# What do ya'll feed?



## skyqueen (Jun 14, 2007)

Wondering what ya'll feed your Golden mine eats "Back to Basics" which is what the breeder recomended-anybody fee that? Just wondering


----------



## Brinkleysmom (Dec 17, 2005)

There are a ton of food threads on here. This topic tends to sometimes get very heated but I would check in the nutrition threads or sometimes in the main discussion. But there are a ton on here you can check out. I myself do not feed that brand. But I am sure there are some on here that might and will respond to you.


----------



## skyqueen (Jun 14, 2007)

sorry about that, I'll do better research next time


----------



## GoldenJoyx'stwo (Feb 25, 2007)

Canidae Platinum for one and Canidae Lamb forumla for the other. Also, The Honest Kitchen, Verve.


----------



## Jazz's Mom (Feb 26, 2007)

Our rescue recommended Eagle Pack Anchovy and Sardine, so that's what we feed.


----------



## TheHooch (May 9, 2007)

Purina Pro Plan and Blackwood Duck and Potato. But their right the only way to get a hotter discussion on a forum is to call someone's dog ugly. ROFL

Hooch


----------



## Brinkleysmom (Dec 17, 2005)

TheHooch said:


> Purina Pro Plan and Blackwood Duck and Potato. But their right the only to get a hotter discussion on a forum is to call someone's dog ugly. ROFL
> 
> Hooch


*ROFLMAOOOOOOO!!!!!* *Oh So True, Hooch, So True. LMAOOOO!!!!!*


----------



## mylissyk (Feb 25, 2007)

You might find this interesting:

Dog Food Reviews - All Products - Powered by ReviewPost


----------



## Angel_Kody (Feb 27, 2007)

Jester was fed Euk LB Puppy until he was 7 mos. He now eats Canidae - All Life Stages.


----------



## KatzNK9 (Feb 27, 2007)

TheHooch said:


> Purina Pro Plan and Blackwood Duck and Potato. But their right the only way to get a hotter discussion on a forum is to call someone's dog ugly. ROFL


LOL, you got that right!

Ozzy eats Canidae All Life Stages but I also give him a few things to keep his appetite up. I add to his kibble various canned foods, some table scraps of meat, veg, fruit, yogurt, etc. & Natural Balance Dog Food Rolls grated in his kibble.


----------



## Boofy Bonbon (Feb 25, 2007)

Bonnie and JJ are on Burns adult and our 16 week old pup (non golden) is fed JWB puppy.


----------



## Goldilocks (Jun 3, 2007)

I feed Fromm Salmon al la Veg kibble with half a can of Wellness 95% Salmon or Venison at the evening meal or half a can of Wellness (any flavour) at evening meal. I just tried some Honest Kitchen and will see how that goes.


----------



## mist (Jun 23, 2007)

Boofy Bonbon said:


> Bonnie and JJ are on Burns adult and our 16 week old pup (non golden) is fed JWB puppy.

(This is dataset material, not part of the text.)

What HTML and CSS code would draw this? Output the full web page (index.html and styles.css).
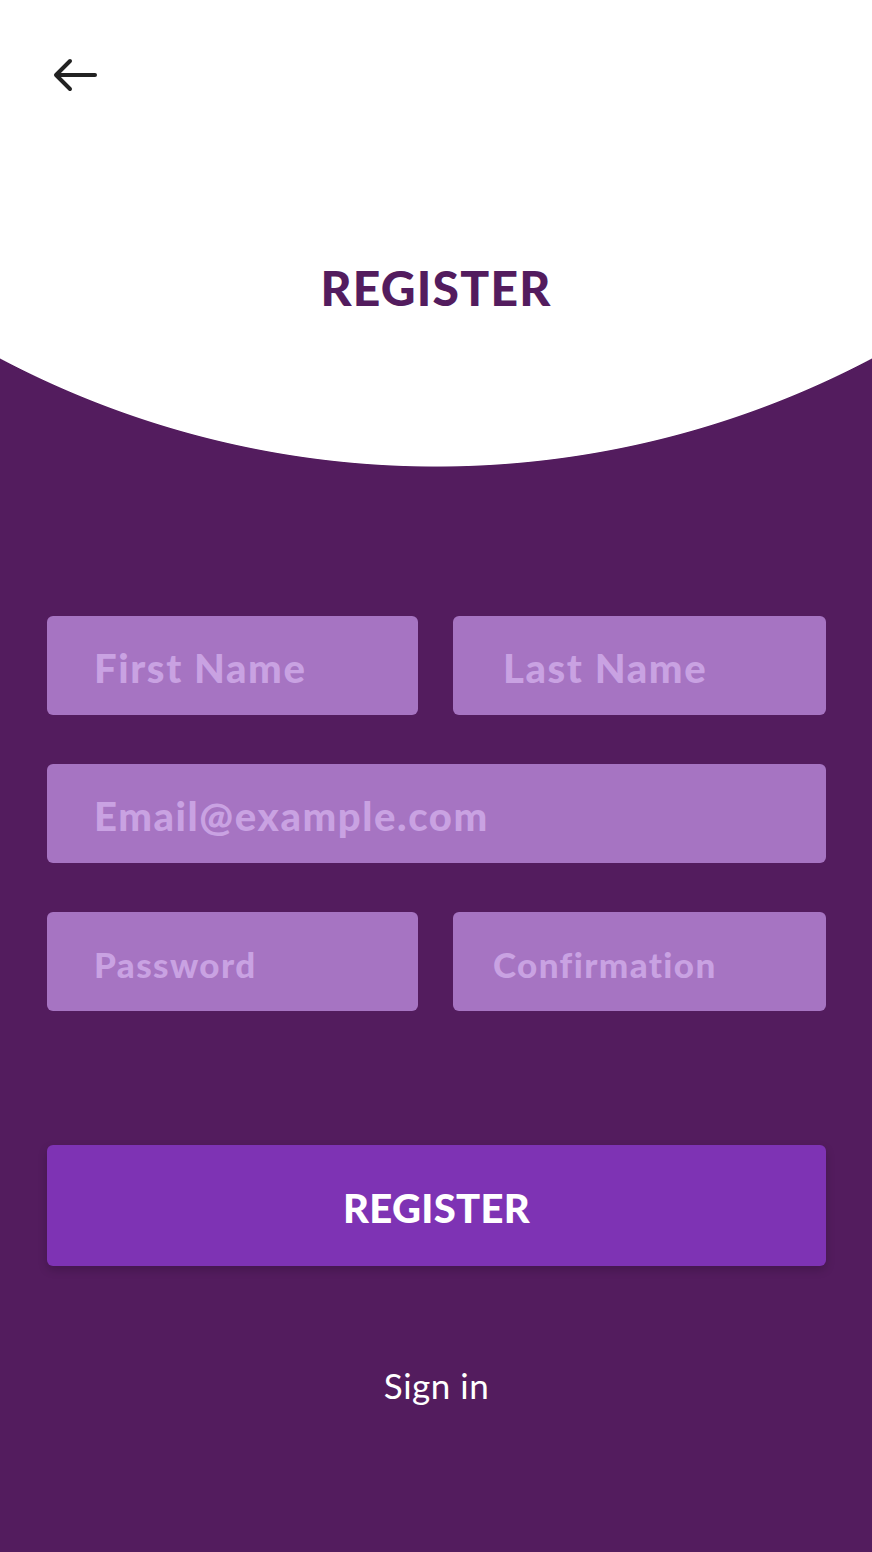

Burns here to Gracie & Oliver have the Chicken & Brown Rice Gabby has the Minibites


----------



## skyqueen (Jun 14, 2007)

thank you all I appreciate your comments


----------



## RickGibbs (Dec 16, 2005)

Mine eat Beneful.....and I don't care what anyone says about that...


----------



## vrocco1 (Feb 25, 2006)

RickGibbs said:


> Mine eat Beneful.....and I don't care what anyone says about that...


What are you nuts? (just kidding)


----------



## Denali and Gretzky's Mom (Jun 26, 2006)

Mine both eat Nutro Lamb and Rice...it's the large breed formula.


----------



## gracie's mom (Aug 6, 2006)

Science Diet Adult Large Breed and Science Diet JD for my recent senior girl that has bum legs.


----------



## Charlie06 (Feb 10, 2007)

Canidae & Innova dry & Merrick canned


----------



## desilu (Nov 2, 2006)

I started out with Solid Gold Wolf King and was reasonably satisfied. My trainer convinced me to change to Nature's Logic. I'm not happy with the condition of their coats and Desi's left ear is gunky. I just picked up some Canidae All Life Stages today and will start transitioning to it.


----------



## LouieLove (Jul 13, 2007)

I feed Louie Eagle Pack Holistic (gold bag). 

I guess I'm obsessed with the website (I just hope they aren't done yet because there are a lot of blank pages for the other dogs) cuz I've linked to it 4 times since joining this forum last night...but I think there is a good dog food article on it.

Y'all are sensitive about dog food around here, huh? he he he I can understand why. It is a touchy subject. I've just heard to steer clear of anything that has the words "animal digest" in it. This article talks about that a little which is why it caught my attention.

LouieLove :yipee:


----------



## Sunshine Goldens (Oct 31, 2005)

The Honest Kitchen's Force and Embark...also Timberwolf Organics kibble - various varieties...but plan to make the switch to raw.


----------



## lovestofly (Feb 25, 2007)

A few months ago I switched to Chicken Soup for the Dog Lover's Soul, Putz loves it and I have noticed a HUGE improvement in his coat.


----------



## Taz Monkey (Feb 25, 2007)

Sage and Taz (the greyhound mix and the golden) are on Innova Evo, and Sydney, the beagle mix is on Canidae Platinum.


----------